Solving a tricky SAT square root problem

Thought Process:
sqrt(20) = sqrt(5 x 4)
sqrt(5 x 4) = 2sqrt(5)
2sqrt(5) - sqrt(5) = sqrt(5)

asheep

(√18)-(√8) is
(√9*√2)-(√4*√2) furthermore
3(√2)-2(√2)
Radicals are same so we can subtract it, right
So 3-2=1 Then,
1(√2) or simply (√2)

rattanversha

Huh! It was easy, I solved it right away!!

royalredbird

You can also do it this way. If you notice that the radicands multiply to a perfect square, solve it algebraically by squaring both sides. So initially, the problem is sqrt(20) - sqrt(5) = x. When squaring both sides, you end up with sqrt(20)^2 - 2*sqrt(20*5) + (- sqrt(5))^2 = x^2. This yields 20 - 20 + 5 = x^2 or 5 = x^2. We know the solution is positive since sqrt(20) - sqrt(5) is positive, so we can ignore the negative solution to this quadratic, so the solution is x = sqrt(5).

theeternalswrd

This man explained it so well, but it didn't have to be so lengthy. This could've been done by prime factorization and grouping the factors into groups of two.

yazziiiieee

This is a nice trick to know. Back in school I used to just put everything into a bracket and multiply it with itself so it would be something like (a-b)^2 which equals a^2 - 2ab +b^2 and then apply square root to this result; this way you get rid of the square root and ab would always give you a perfect square. If ab is not a perfect square this technique wouldnt work but neither would his.

TakeaSipBabes

My approach:
Let the whole equation be x, and square both sides
then we have (sqrt(20) - sqrt(5))^2 = x^2
20 - 2 * sqrt(20) * sqrt(5) + 5 = x^2
20 - 2 * sqrt(20 * 5) + 5 = x^2
20 - 2*10 + 5 = x^2
5 = x^2
x = sqrt(5)
That's it

wongkitty

Thought process:

2 is the square root of 4, so the square root of 5 is close to 2.
4 is the square root of 16 but since that is a bit further away from 20, changing the number to 4.5 is a bit over 20 so that works.

4.5 - 2 =2.5

Now since the answer asks for a square root, that number must be squared.

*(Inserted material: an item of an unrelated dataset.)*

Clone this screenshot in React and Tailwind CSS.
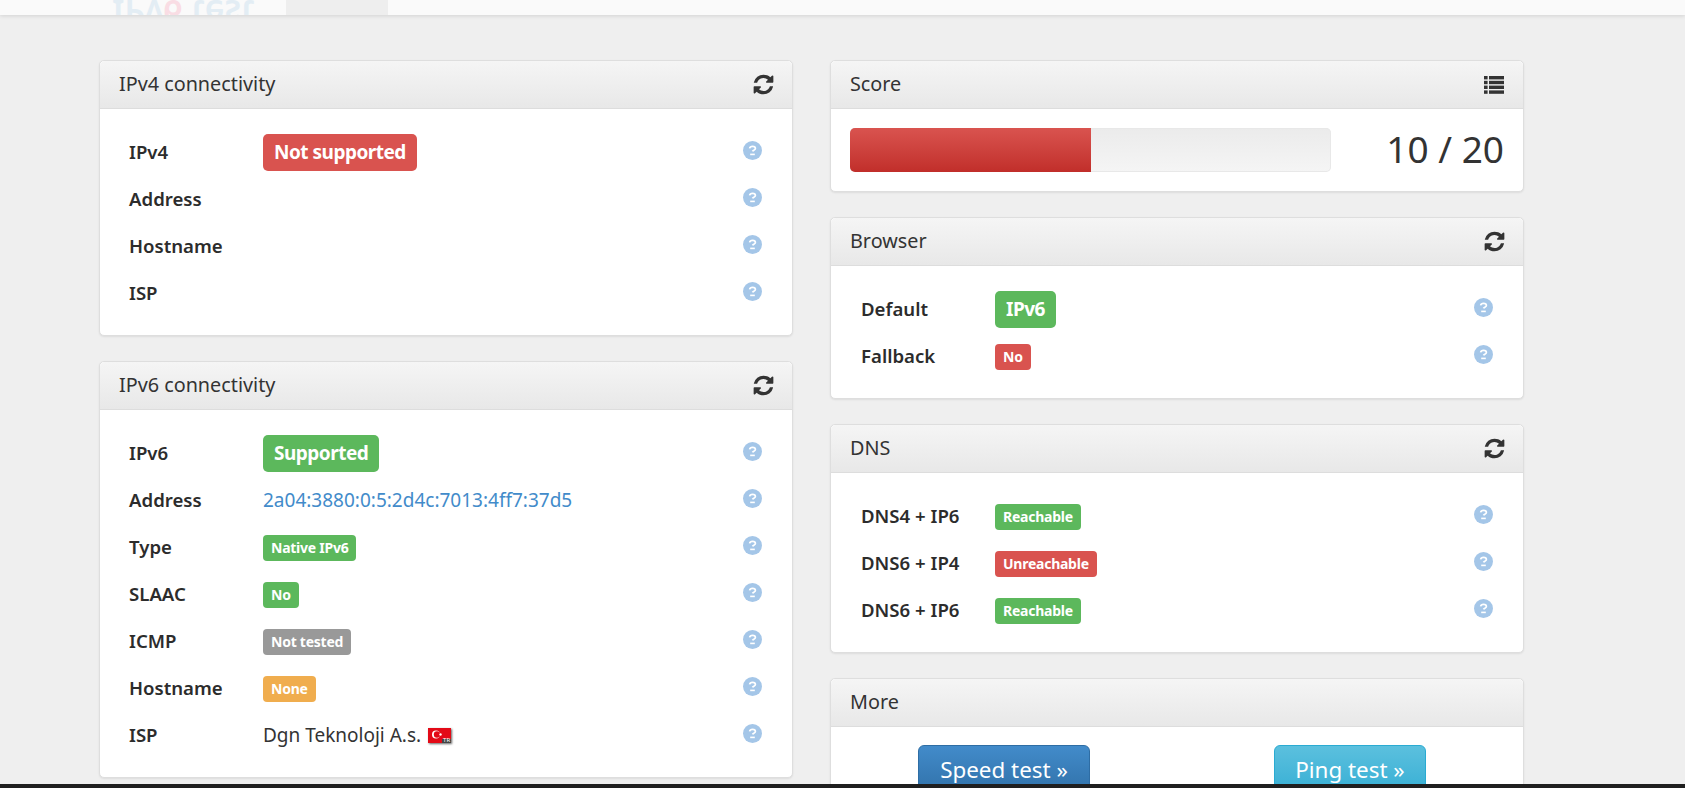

2.5 × 2.5 is around and closest to 5.

Final answer: square root 5.

ragerasse

For the tryout question, the answer is "D", square root of 2.

Square root of 18 is the same as 3 root 2, and square root of 8 is 2 root 2.

3 root 2 - 2 root 2 gives you root 2.

HalifaxHercules

As an Indian 9th grader this was not that tricky rather I think it's one of the places where i can easily score good marks

nabeelmohideen

thought process:

A = sqrt(20) - sqrt(5)
A^2 = (sqrt(20) - sqrt(5))^2
We can use a^2-2ab^-b^2
sqrt(20)^2 - 2 * sqrt(20 x 5) + sqrt(5)^2
20 - 2 * 10 + 5
A^2 = 5
sqrt(A^2)= sqrt(5)

mine seem to be different from others

kang

The other way to do it without recalling the mathmatical relationhship of breaking out a square root under the radical is:
Simply estimate the square root of 20 which is between 4 and 5...let's call it 4.5.
Then do basic square root of 5 in your head and say that is ~ 2.2
Perform 4.5-2.2 = 2.2 or 2.3 and square it...again in your head = 5
So answer is square root of 5. This is made possible by multiple choice doing basic arithmetic in your head aka deduction.
Of course, the mathematical answer is pretty well known as well for people that passed math class and I have had a lot of calculus so not a big deal...lol.

lukewalker

Another thought process

In this case, we can think with bounding the values.
Now that the perfect square roots are written down, you can evaluate that 4 < sqrt(20) < 5, and 2 < sqrt(5) < 3, so the answer is roughly 2, which in this case only corresponds with sqrt(5).
In tests like SAT, where you are given answers to choose from, and not specific values, this can be nice to use.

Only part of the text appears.